恋は天使の寝息のあとに
今夜は心配で眠れない、そう思っていたが、心菜の隣に横になった私は疲れのせいか、いつの間にか眠りに落ちていた。

明け方、ふと目を覚ますと、眠っている心菜を挟んで向かいに横たわる恭弥の姿。
一晩中、心菜の様子を見ていてくれたのだろうか。心菜のお腹に手を添えたまま、眠ってしまっている。

二枚の布団に三人で、少し狭い川の字。

心菜は寝返りで掛布団を剥がしてしまっているし、恭弥ははなから何もかけていないようだし、寒そうな二人に私はそっと毛布を被せてやる。

夕べは熱で呼吸を荒くしていた心菜も、今は落ち着いたようで、すやすやと穏やかな寝息を立てている。
私の不安は、取り越し苦労で済んだようで、ほっと胸を撫で下ろす。


翌日、微熱にまで下がった心菜を恭弥の車に乗せて、休日診療をしている病院へ連れて行った。
診断結果は風邪。散々騒いだあげくにただの風邪とは。
ホッとしたと同時に、なんだか恭弥に申し訳なくなってしまった。

「……ごめんなさい、大騒ぎして」

私がしゅんとしながらうつむくと

「そこは、ありがとうだろ?」

こちらに目もくれず、冷たく、ぶっきらぼうに言い放つ恭弥。

「……ありがとう、恭弥」

私が改めて言いなおすと、彼はふんぞり返って偉そうに胸を張った。

「感謝が足りねぇな。もっと俺を敬えよ。『ありがとうございます恭弥様。
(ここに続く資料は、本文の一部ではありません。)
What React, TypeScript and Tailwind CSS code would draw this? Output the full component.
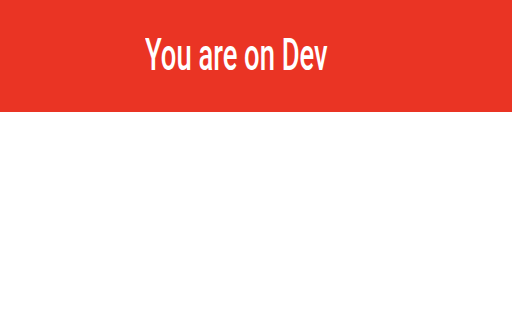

最高に素敵で格好良いで――』」

「ちょっと、調子乗ってない!?」

あつかましくなった恭弥の腕を、私はバシッと一発叩く。

素敵で格好良いかは置いといて
恭弥がなんだかんだ言って優しいってことは良く分かったよ。

余計に調子に乗りそうだから、あえて口には出さないけれど。
辛いときにそばにいてくれるあなたに、私はとても感謝しているよ。